An application may be made from 6 April 2016 (in advance of the requirement to make PSC registers public), will be considered on a case by case basis and can be made to protect either a PSC’s usual residential address only or all of their information. Such protection will apply in relation to the public record at Companies House and also the company’s own PSC register if it keeps this itself.
Protection will only be granted if the application contains evidence proving a serious risk of violence or intimidation to the PSC or people who live with them. If the application is to restrict the disclosure of the PSC’s residential address, then the risk must come from either the activities of the company itself or another company in relation to which the PSC already has protection.
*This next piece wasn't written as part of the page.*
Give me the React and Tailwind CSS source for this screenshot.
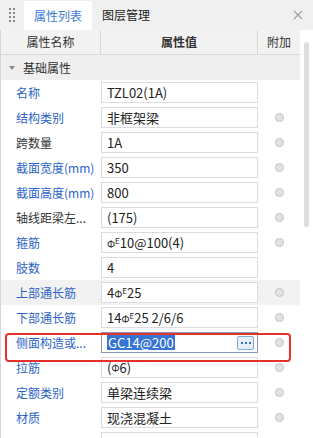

If the application is in relation to all of a PSC’s information, the risk must come from the activities of the company or from the association of the PSC with the company (in the latter case the application must show that if publically identified, the PSC’s characteristics or attributes when associated with the company put them or someone they live with at risk).
The information in question will be protected as soon as an application is received by the registrar at Companies House and will also need to be protected in the company’s own register from this time. Applications may be made before a person becomes a PSC or a company is incorporated. If an application is refused, the applicant has 42 days to appeal during which time the protection will continue. Once an application is granted, a PSC’s information will be protected indefinitely.